>>>>

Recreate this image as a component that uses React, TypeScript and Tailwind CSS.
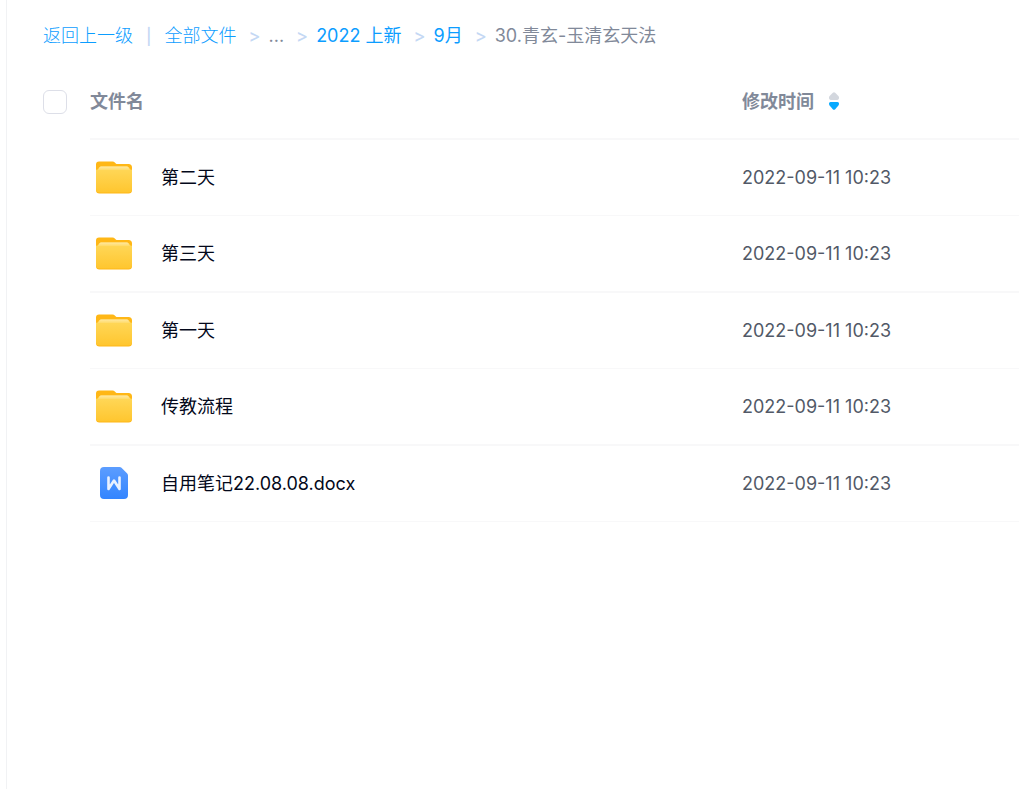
import React, { useState } from 'react';

type FileItem = {
  name: string;
  kind: 'folder' | 'doc';
  modified: string;
};

const files: FileItem[] = [
  { name: '第二天', kind: 'folder', modified: '2022-09-11 10:23' },
  { name: '第三天', kind: 'folder', modified: '2022-09-11 10:23' },
  { name: '第一天', kind: 'folder', modified: '2022-09-11 10:23' },
  { name: '传教流程', kind: 'folder', modified: '2022-09-11 10:23' },
  { name: '自用笔记22.08.08.docx', kind: 'doc', modified: '2022-09-11 10:23' },
];

// --- ICON COMPONENTS ---
const FolderIcon = () => (
  <svg className="w-12 h-12 shrink-0" viewBox="0 0 48 48" aria-hidden="true">
    <defs>
      <linearGradient id="folderFront" x1="0" y1="0" x2="0" y2="1">
        <stop offset="0" stopColor="#ffdc6b" />
        <stop offset="0.15" stopColor="#ffd655" />
        <stop offset="1" stopColor="#ffc62f" />
      </linearGradient>
      <linearGradient id="folderShine" x1="0" y1="0" x2="0" y2="1">
        <stop offset="0" stopColor="#ffe8a0" />
        <stop offset="1" stopColor="#ffdb68" />
      </linearGradient>
    </defs>
    <path d="M6 10.500A3 3 0 0 1 9 7.500h13.500c1 0 1.700.3 2.300 1l1 1c.4.400.9.600 1.500.600H38.500a3.500 3.500 0 0 1 3.500 3.500V36a3.500 3.500 0 0 1-3.500 3.500h-29A3.500 3.500 0 0 1 6 36z" fill="#ffb716" />
    <path d="M6 15.800c1.200 0 2-.3 2.600-1.500.6-1.100 1.300-1.700 2.900-1.700h25c1.600 0 2.300.6 2.900 1.700.6 1.200 1.400 1.500 2.600 1.500V35a3.500 3.500 0 0 1-3.500 3.500h-29A3.500 3.500 0 0 1 6 35z" fill="url(#folderFront)" />
    <path d="M8 16c1-.8 1.300-3.400 3.500-3.400h25c2.200 0 2.500 2.600 3.500 3.400z" fill="url(#folderShine)" />
  </svg>
);

const DocIcon = () => (
  <svg className="w-12 h-12 shrink-0" viewBox="0 0 48 48" aria-hidden="true">
    <defs>
      <linearGradient id="docBody" x1="0" y1="0" x2="0" y2="1">
        <stop offset="0" stopColor="#5c9dff" />
        <stop offset="1" stopColor="#3385ff" />
      </linearGradient>
    </defs>
    <path d="M10 11a4 4 0 0 1 4-4h15.500c.8 0 1.500.3 2 .8l5.500 5.500c.6.600 1 1.300 1 2.200V35a4 4 0 0 1-4 4H14a4 4 0 0 1-4-4z" fill="url(#docBody)" />
    <path d="M18.500 17.500v11.500L24 20.500l5.500 8.500V17.500" fill="none" stroke="#eaf2ff" strokeWidth="2.600" strokeLinecap="round" strokeLinejoin="round" />
  </svg>
);

const SortIcon = () => (
  <svg className="w-3 h-5" viewBox="0 0 12 20" aria-hidden="true">
    <path d="M4.800.8q1.200-1 2.400 0l3.200 3.300c1.200 1.300.7 3.900-1.200 3.900H2.800c-1.900 0-2.400-2.600-1.200-3.900z" fill="#d3d7de" />
    <path d="M4.800 17.200q1.200 1 2.400 0l3.200-3.700c1.200-1.500.7-3.500-1.200-3.500H2.800c-1.900 0-2.400 2-1.200 3.500z" fill="#09aaff" />
  </svg>
);
// --- END ICON COMPONENTS ---

const Arrow = () => <span className="ml-3 mr-2 font-medium text-[#c4d8f4]">&gt;</span>;

export default function App() {
  const [allChecked, setAllChecked] = useState(false);

  return (
    <div className="min-h-screen bg-white pl-1.5 font-['Inter','Noto_Sans_CJK_SC',sans-serif] text-lg">
      <main className="min-h-screen border-l border-[#f1f2f4] pl-9 pt-5">
        {/* Breadcrumb */}
        <nav className="flex h-8 items-center whitespace-nowrap text-[#0c9dff]">
          <a href="#" className="font-light">返回上一级</a>
          <span className="mx-[13px] text-base font-medium text-[#c4d8f4]">|</span>
          <a href="#" className="font-light">全部文件</a>
          <Arrow />
          <span className="text-[#818999]">...</span>
          <Arrow />
          <a href="#">2022 上新</a>
          <Arrow />
          <a href="#">9月</a>
          <Arrow />
          <span className="text-[#818999]">30.青玄-玉清玄天法</span>
        </nav>

        {/* File list */}
        <table className="mt-3.5 w-full table-fixed border-separate border-spacing-0">
          <thead>
            <tr className="h-[74px] text-left text-[#818999]">
              <th className="w-[47px] p-0 pb-0.5">
                <input
                  type="checkbox"
                  aria-label="全选"
                  checked={allChecked}
                  onChange={(e) => setAllChecked(e.target.checked)}
                  className="block h-6 w-6 appearance-none rounded-md border border-[#dddfe8] bg-white checked:border-[#06a7ff] checked:bg-[#06a7ff]"
                />
              </th>
              <th className="border-b-2 border-[#f8f8f9] p-0 font-bold">文件名</th>
              <th className="w-[277px] border-b-2 border-[#f8f8f9] p-0 font-bold">
                <button type="button" className="flex items-center gap-3.5 font-bold">
                  修改时间
                  <SortIcon />
                </button>
              </th>
            </tr>
          </thead>
          <tbody>
            {files.map((file) => (
              <tr key={file.name} className="group h-[76px] even:h-[77px]">
                <td className="p-0"></td>
                <td className="border-b border-[#f8f8f9] p-0 group-even:border-b-2">
                  <a href="#" className="flex items-center gap-[23px] text-[#03081a]">
                    {file.kind === 'folder' ? <FolderIcon /> : <DocIcon />}
                    <span className="truncate">{file.name}</span>
                  </a>
                </td>
                <td className="border-b border-[#f8f8f9] p-0 text-[#525967] group-even:border-b-2">
                  {file.modified}
                </td>
              </tr>
            ))}
          </tbody>
        </table>
      </main>
    </div>
  );
}
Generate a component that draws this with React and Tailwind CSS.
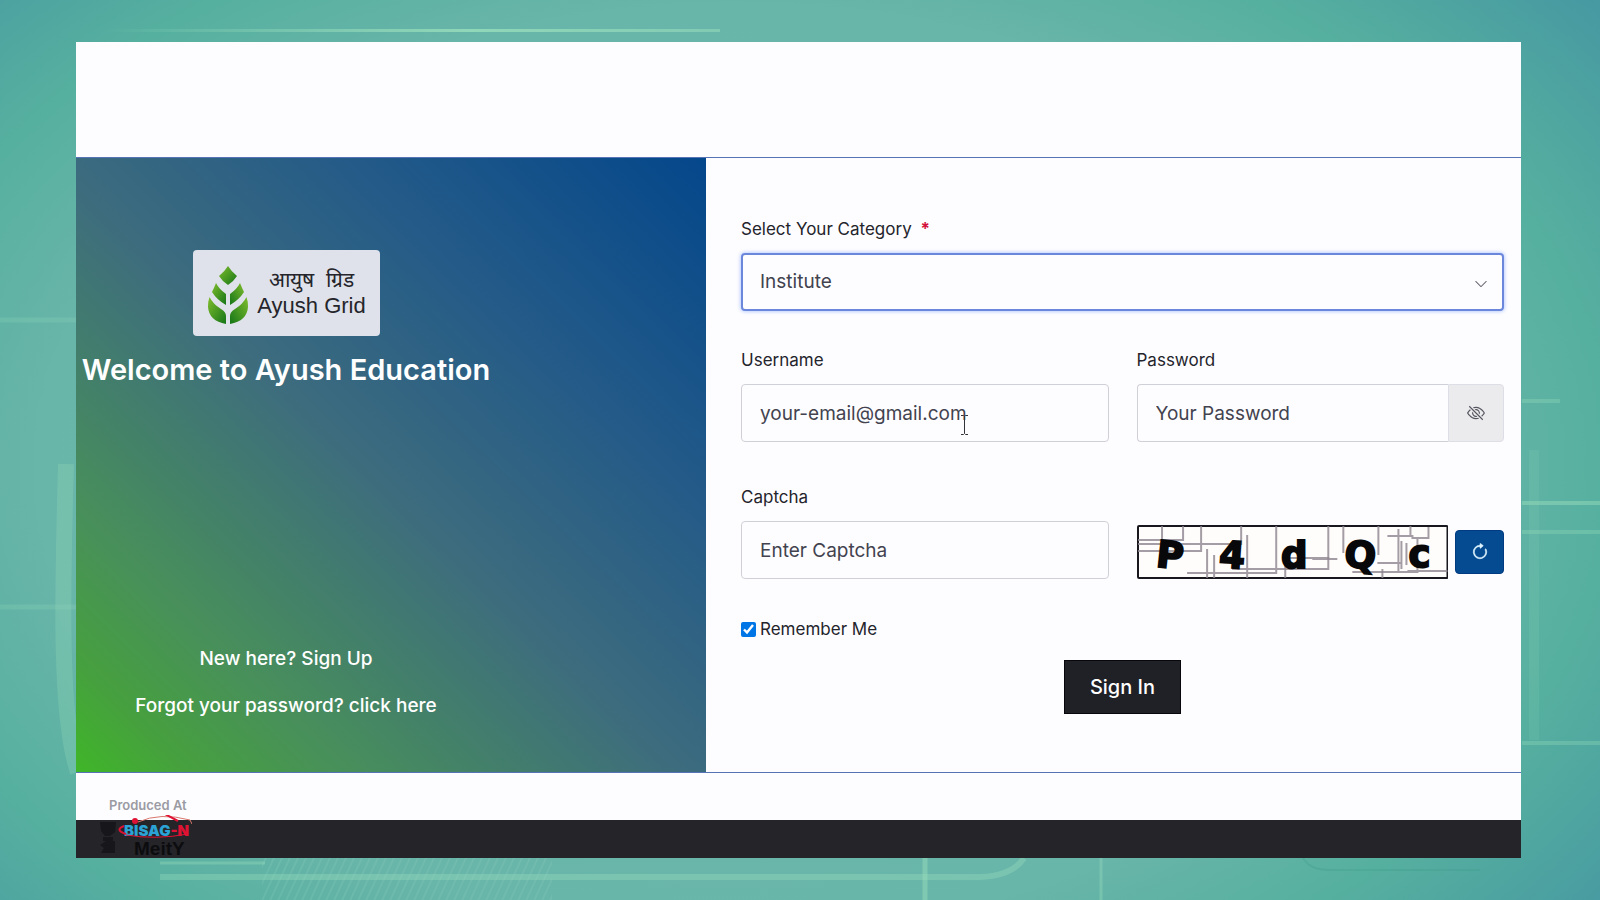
import { BsArrowClockwise, BsChevronDown, BsEyeSlash } from "react-icons/bs";

const field =
  "h-[58px] w-full min-w-0 border border-[#d0d0d8] bg-[#fdfdff] px-[18px] text-[19px] text-[#43434f] outline-none placeholder:text-[#43434f] placeholder:opacity-100";

function Backdrop() {
  return (
    <svg
      className="absolute inset-0 h-full w-full"
      viewBox="0 0 1600 900"
      preserveAspectRatio="none"
      fill="none"
      stroke="#9be0bd"
      aria-hidden="true"
    >
      <defs>
        <linearGradient id="streak" x1="100" x2="720" y1="0" y2="0" gradientUnits="userSpaceOnUse">
          <stop offset="0" stopColor="#9be0bd" stopOpacity="0" />
          <stop offset="0.6" stopColor="#9be0bd" stopOpacity="0.8" />
          <stop offset="1" stopColor="#9be0bd" stopOpacity="0.5" />
        </linearGradient>
        <pattern id="hatch" width="8" height="14" patternUnits="userSpaceOnUse" patternTransform="skewX(-25)">
          <path d="M2 0V14" stroke="#9be0d0" strokeOpacity="0.3" />
        </pattern>
      </defs>
      <rect x="100" y="29" width="620" height="3" fill="url(#streak)" stroke="none" />
      <rect x="262" y="858" width="290" height="42" fill="url(#hatch)" stroke="none" />
      <path d="M0 320H76M0 607H76" strokeOpacity="0.2" strokeWidth="5" />
      <path d="M66 464C62 600 60 720 78 772" strokeOpacity="0.25" strokeWidth="16" />
      <path d="M160 863H265" strokeOpacity="0.35" strokeWidth="3" />
      <path d="M160 877H980Q1012 876 1024 858" strokeOpacity="0.35" strokeWidth="6" />
      <path d="M925 858V900" strokeOpacity="0.45" strokeWidth="5" />
      <path d="M1101 858V900" strokeOpacity="0.35" strokeWidth="3" />
      <path d="M1303 858Q1310 870 1330 870H1480" stroke="#3f9d88" strokeOpacity="0.3" strokeWidth="2" />
      <path d="M1522 503H1600" strokeOpacity="0.45" strokeWidth="4" />
      <path d="M1522 532H1600M1522 743H1600M1522 401H1560" strokeOpacity="0.3" strokeWidth="4" />
      <path d="M1534 450V740" strokeOpacity="0.12" strokeWidth="10" />
    </svg>
  );
}

function AyushLogo() {
  return (
    <div className="flex h-[86px] w-[187px] items-center rounded bg-[#dfe2ea] pl-[15px] pr-1 text-[#25252b]">
      <svg className="mt-1 h-[58px] w-10 shrink-0" viewBox="0 0 40 58" aria-hidden="true">
        <defs>
          <linearGradient id="leaf" x1="0" x2="1" y1="0" y2="1">
            <stop offset="0" stopColor="#7fbd2c" />
            <stop offset="1" stopColor="#157518" />
          </linearGradient>
          <linearGradient id="leafRight" x1="1" x2="0" y1="0" y2="1">
            <stop offset="0" stopColor="#7fbd2c" />
            <stop offset="1" stopColor="#157518" />
          </linearGradient>
        </defs>
        <path d="M20 0Q23 5 29 10Q26 15 20 19Q14 15 11 10Q17 5 20 0Z" fill="url(#leaf)" />
        <path d="M8 17Q11 23 18 28V39Q9 34 4 26Q6 22 8 17Z" fill="url(#leaf)" />
        <path d="M32 17Q29 23 22 28V39Q31 34 36 26Q34 22 32 17Z" fill="url(#leafRight)" />
        <path d="M1.500 31Q5 38 13 43Q18 46 18 50V58Q1 55 0 41Q0 35 1.500 31Z" fill="url(#leaf)" />
        <path d="M38.500 31Q35 38 27 43Q22 46 22 50V58Q39 55 40 41Q40 35 38.500 31Z" fill="url(#leafRight)" />
      </svg>
      <div className="flex flex-1 flex-col items-center font-['Liberation_Sans',sans-serif]">
        <span lang="hi" className="text-[21px] leading-[25px]">आयुष&nbsp; ग्रिड</span>
        <span className="text-[22px] leading-7">Ayush Grid</span>
      </div>
    </div>
  );
}

function Captcha() {
  return (
    <svg
      className="h-[54px] w-full min-w-0 flex-1"
      viewBox="0 0 311 54"
      preserveAspectRatio="none"
      role="img"
      aria-label="Captcha P4dQc"
    >
      <rect x="1" y="1" width="309" height="52" rx="1" fill="#fffdfb" stroke="#17171d" strokeWidth="2" />
      <g fill="none" stroke="#8d8490" strokeWidth="2" strokeOpacity="0.8">
        <path d="M1 15H46V1M25 1V19M1 19H104V1M1 26H64V1" />
        <path d="M70 24V53M77 30V53M110 10V53M50 48H139V1M95 44H191V1" />
        <path d="M148 53V33H192M175 34H200M206 1V28M241 1V30M245 53V44" />
        <path d="M250 11H276M261 4V46M264 16V44M269 18V40M273 1V11M274 13H291V2M280 13V47H215M240 38H265M270 46H310" />
      </g>
      <g
        fill="#08080a"
        stroke="#08080a"
        strokeWidth="2"
        fontFamily="'DejaVu Sans', sans-serif"
        fontWeight="700"
        fontSize="37"
        textAnchor="middle"
      >
        <text x="33" y="43" transform="rotate(6 33 31)">P</text>
        <text x="95" y="43" transform="rotate(4 95 31)">4</text>
        <text x="157" y="43">d</text>
        <text x="223" y="43" transform="rotate(4 223 31)">Q</text>
        <text x="282" y="42">c</text>
      </g>
    </svg>
  );
}

function ProducerMark() {
  return (
    <div className="absolute left-5 top-[22px] h-[64px] w-28 overflow-hidden">
      <div className="pl-[13px] text-[13px] font-semibold leading-5 text-[#9b9ba3]">Produced At</div>
      <div className="relative pl-7 pt-[7px] text-[15px] font-black leading-[17px] text-[#2ba3d6]">
        BISAG<span className="text-[#e01234]">-N</span>
        <svg className="absolute left-0 top-0 h-[44px] w-24" viewBox="0 0 96 44" fill="none" aria-hidden="true">
          <path d="M42 7Q64 -3 94 5L96 9" stroke="#d9776c" strokeWidth="1" />
          <path d="M30 19Q18 15 28 11" stroke="#e01234" strokeWidth="2" />
          <path d="M30 20Q60 25 92 19" stroke="#e01234" strokeWidth="1" />
          <circle cx="39" cy="6" r="3" fill="#e01234" />
          <path d="M69 -1L82 6" stroke="#e01234" strokeWidth="2" />
          <g fill="#17171b">
            <path d="M4 7H20L19 17L14 21H9L5 16ZM7 22H17V26H7Z" />
            <path d="M4 30L10 26H19V38H5L8 33Z" />
          </g>
        </svg>
      </div>
      <div className="pl-[38px] font-['Liberation_Sans',sans-serif] text-[19px] font-bold leading-[20px] text-[#0c0c0f]">
        MeitY
      </div>
    </div>
  );
}

export default function App() {
  return (
    <div className="relative flex min-h-screen flex-col bg-[radial-gradient(ellipse_78%_92%_at_46%_52%,#70b9ad_0%,#68b5a9_56%,#56b09f_70%,#3e8ca3_100%)] pb-[42px] pl-[76px] pr-[79px] pt-[42px] font-[Inter,sans-serif]">
      <Backdrop />
      <div className="relative flex flex-1 flex-col bg-[#fdfdff]">
        <header className="h-[115px]" />
        <main className="flex flex-1 border-y border-[#5573b5]">
          <section className="flex w-[43.6%] flex-col bg-[linear-gradient(to_top_right,#3fb628_0%,#46a03e_9%,#48905a_21%,#3d6c7e_48%,#235a88_72%,#04478b_100%)] text-white">
            <div className="flex w-[420px] flex-1 flex-col items-center justify-between pb-[52px] pt-[92px]">
              <div className="flex flex-col items-center gap-4">
                <AyushLogo />
                <h1 className="whitespace-nowrap text-[29px] font-semibold leading-9">Welcome to Ayush Education</h1>
              </div>
              <div className="flex flex-col items-center gap-[19px] text-[19px] font-medium leading-7">
                <p>New here? <a href="#signup">Sign Up</a></p>
                <p>Forgot your password? <a href="#reset">click here</a></p>
              </div>
            </div>
          </section>

          <form className="flex min-w-0 flex-1 flex-col pl-[35px] pr-[17px] pt-[59px] text-[#24242c]" onSubmit={(e) => e.preventDefault()}>
            <label htmlFor="category" className="text-[17px] leading-6">
              Select Your Category <span className="ml-1 font-bold text-[#d3123c]">*</span>
            </label>
            <div className="relative mt-3">
              <select
                id="category"
                defaultValue="Institute"
                className="h-[58px] w-full appearance-none rounded border-2 border-[#6b87dc] bg-[#fdfdff] px-[17px] text-[19px] text-[#43434f] shadow-[0_0_4px_#9db8ff] outline-none"
              >
                <option>Institute</option>
              </select>
              <BsChevronDown className="pointer-events-none absolute right-4 top-6 h-[14px] w-[14px] text-[#62626c]" />
            </div>

            <div className="mt-[37px] grid grid-cols-2 gap-x-7">
              <div className="relative">
                <label htmlFor="username" className="block text-[17px] leading-6">Username</label>
                <input id="username" type="text" placeholder="your-email@gmail.com" className={`${field} mt-3 rounded`} />
                <svg className="pointer-events-none absolute left-[219px] top-[66px] h-[22px] w-[9px]" viewBox="0 0 9 22" fill="none" stroke="#33333b" aria-hidden="true">
                  <path d="M1 1.500H3.500L4.500 2.500L5.500 1.500H8M4.500 2.500V19.500M1 20.500H3.500L4.500 19.500L5.500 20.500H8" />
                </svg>
              </div>
              <div>
                <label htmlFor="password" className="block text-[17px] leading-6">Password</label>
                <div className="mt-3 flex">
                  <input id="password" type="password" placeholder="Your Password" className={`${field} flex-1 rounded-l border-r-0`} />
                  <button type="button" aria-label="Show password" className="flex w-14 shrink-0 items-center justify-center rounded-r border border-[#dedee6] bg-[#ebebee] text-[#55555f]">
                    <BsEyeSlash className="h-[18px] w-[18px]" />
                  </button>
                </div>
              </div>
            </div>

            <div className="mt-[43px] grid grid-cols-2 items-end gap-x-7">
              <div>
                <label htmlFor="captcha" className="block text-[17px] leading-6">Captcha</label>
                <input id="captcha" type="text" placeholder="Enter Captcha" className={`${field} mt-3 rounded`} />
              </div>
              <div className="flex items-center gap-[7px]">
                <Captcha />
                <button type="button" aria-label="Refresh captcha" className="flex h-11 w-[49px] shrink-0 items-center justify-center rounded border border-[#003a80] bg-[#054b91] text-[#dff4ff]">
                  <BsArrowClockwise className="h-[18px] w-[18px] stroke-[0.5]" />
                </button>
              </div>
            </div>

            <div className="mt-[38px] flex items-center gap-1">
              <input id="remember" type="checkbox" defaultChecked className="h-[15px] w-[15px] accent-[#0075e6]" />
              <label htmlFor="remember" className="text-[17px] leading-6">Remember Me</label>
            </div>
            <button type="submit" className="mb-12 mt-[19px] h-[54px] w-[117px] self-center border border-[#08080c] bg-[#202027] text-[20px] font-medium text-white">
              Sign In
            </button>
          </form>
        </main>
        <footer className="relative border-b-[38px] border-[#242429]">
          <div className="h-[47px]" />
          <ProducerMark />
        </footer>
      </div>
    </div>
  );
}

<<<<

▶ Task details:
Retype the lines above exactly as they appear, from the line containing "Generate a component" through the line containing "w-full min-w-0 border", and leave out any pictures.

▶ Full response:
Generate a component that draws this with React and Tailwind CSS.
import { BsArrowClockwise, BsChevronDown, BsEyeSlash } from "react-icons/bs";

const field =
  "h-[58px] w-full min-w-0 border border-[#d0d0d8] bg-[#fdfdff] px-[18px] text-[19px] text-[#43434f] outline-none placeholder:text-[#43434f] placeholder:opacity-100";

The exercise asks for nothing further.